Data extract:

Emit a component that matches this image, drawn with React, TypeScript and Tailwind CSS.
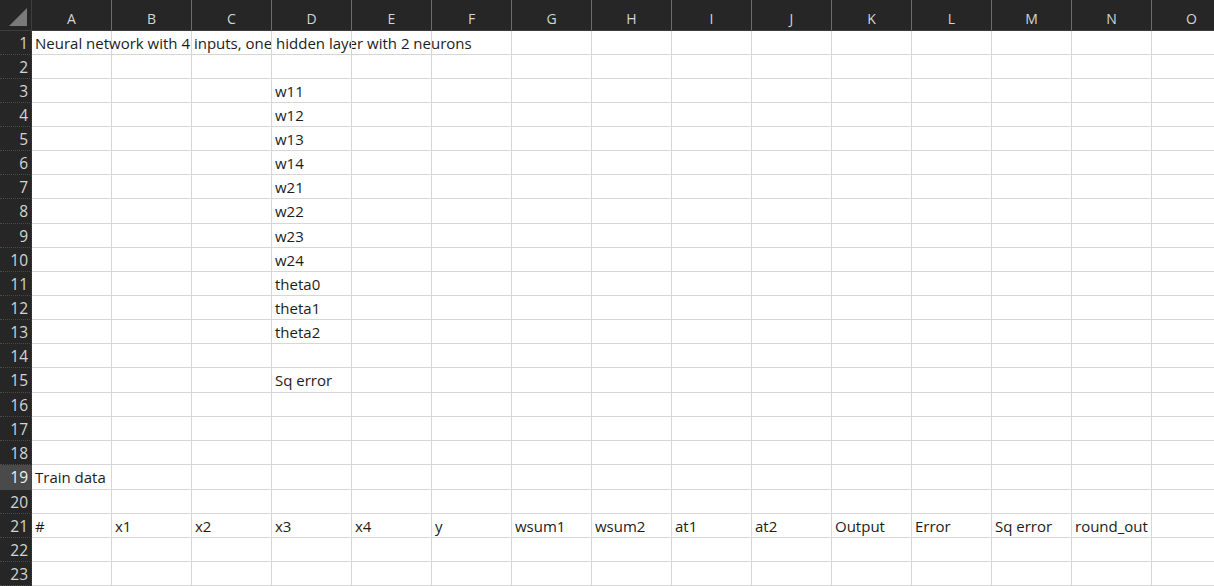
import React from 'react';

const COLS = ['A', 'B', 'C', 'D', 'E', 'F', 'G', 'H', 'I', 'J', 'K', 'L', 'M', 'N', 'O'];

// sparse cell contents: row -> col index -> text
const CELLS: Record<number, Record<number, string>> = {
  1: { 0: 'Neural network with 4 inputs, one hidden layer with 2 neurons' },
  3: { 3: 'w11' },
  4: { 3: 'w12' },
  5: { 3: 'w13' },
  6: { 3: 'w14' },
  7: { 3: 'w21' },
  8: { 3: 'w22' },
  9: { 3: 'w23' },
  10: { 3: 'w24' },
  11: { 3: 'theta0' },
  12: { 3: 'theta1' },
  13: { 3: 'theta2' },
  15: { 3: 'Sq error' },
  19: { 0: 'Train data' },
  21: {
    0: '#', 1: 'x1', 2: 'x2', 3: 'x3', 4: 'x4', 5: 'y', 6: 'wsum1', 7: 'wsum2',
    8: 'at1', 9: 'at2', 10: 'Output', 11: 'Error', 12: 'Sq error', 13: 'round_out',
  },
};

const ROWS = Array.from({ length: 23 }, (_, i) => i + 1);
const TALL_ROWS = new Set([8, 15, 19]);
const SELECTED_ROW = 19;

function Corner() {
  return (
    <div className="h-[31px] w-[32px] shrink-0 bg-[#262626] border-r border-b border-[#3d3d3d] flex items-end justify-end pr-[3px] pb-[3px]">
      <svg width="20" height="20" viewBox="0 0 20 20">
        <polygon points="19,1 19,19 1,19" fill="#7a7a7a" />
      </svg>
    </div>
  );
}

export default function App() {
  return (
    <div className="w-[1214px] h-[586px] overflow-hidden bg-white font-['Open_Sans','Noto_Sans',sans-serif]">
      {/* column headers */}
      <div className="flex">
        <Corner />
        {COLS.map((c) => (
          <div
            key={c}
            className="h-[31px] w-[80px] shrink-0 bg-[#262626] border-r border-dotted border-[#6b6b6b] border-b-[#3d3d3d] border-b border-solid flex items-center justify-center pt-[6px] text-[14px] text-[#d4d4d4]"
          >
            {c}
          </div>
        ))}
      </div>

      {ROWS.map((r) => (
        <div key={r} className={`flex ${TALL_ROWS.has(r) ? 'h-[25px]' : 'h-[24px]'}`}>
          <div
            className={`h-full w-[32px] shrink-0 border-r border-[#3d3d3d] border-b border-b-[#4a4a4a] border-dotted flex items-center justify-end pr-[3px] pt-[2px] text-[15.5px] ${
              r === SELECTED_ROW ? 'bg-[#4a4a4a] text-[#f0f0f0]' : 'bg-[#262626] text-[#d4d4d4]'
            }`}
          >
            {r}
          </div>
          {COLS.map((c, ci) => (
            <div
              key={c}
              className="relative h-full w-[80px] shrink-0 border-r border-b border-[#d6d6d6]"
            >
              {CELLS[r]?.[ci] && (
                <span className="absolute left-[3px] top-[2px] whitespace-nowrap text-[15px] text-[#1c1c1c] leading-[21px]">
                  {CELLS[r][ci]}
                </span>
              )}
            </div>
          ))}
        </div>
      ))}
    </div>
  );
}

Task to complete: Emit the lines of the material exactly, from its first line to the line containing "const SELECTED_ROW = 19;", inclusive; leave every picture out.

Result of this exercise:
Emit a component that matches this image, drawn with React, TypeScript and Tailwind CSS.
import React from 'react';

const COLS = ['A', 'B', 'C', 'D', 'E', 'F', 'G', 'H', 'I', 'J', 'K', 'L', 'M', 'N', 'O'];

// sparse cell contents: row -> col index -> text
const CELLS: Record<number, Record<number, string>> = {
  1: { 0: 'Neural network with 4 inputs, one hidden layer with 2 neurons' },
  3: { 3: 'w11' },
  4: { 3: 'w12' },
  5: { 3: 'w13' },
  6: { 3: 'w14' },
  7: { 3: 'w21' },
  8: { 3: 'w22' },
  9: { 3: 'w23' },
  10: { 3: 'w24' },
  11: { 3: 'theta0' },
  12: { 3: 'theta1' },
  13: { 3: 'theta2' },
  15: { 3: 'Sq error' },
  19: { 0: 'Train data' },
  21: {
    0: '#', 1: 'x1', 2: 'x2', 3: 'x3', 4: 'x4', 5: 'y', 6: 'wsum1', 7: 'wsum2',
    8: 'at1', 9: 'at2', 10: 'Output', 11: 'Error', 12: 'Sq error', 13: 'round_out',
  },
};

const ROWS = Array.from({ length: 23 }, (_, i) => i + 1);
const TALL_ROWS = new Set([8, 15, 19]);
const SELECTED_ROW = 19;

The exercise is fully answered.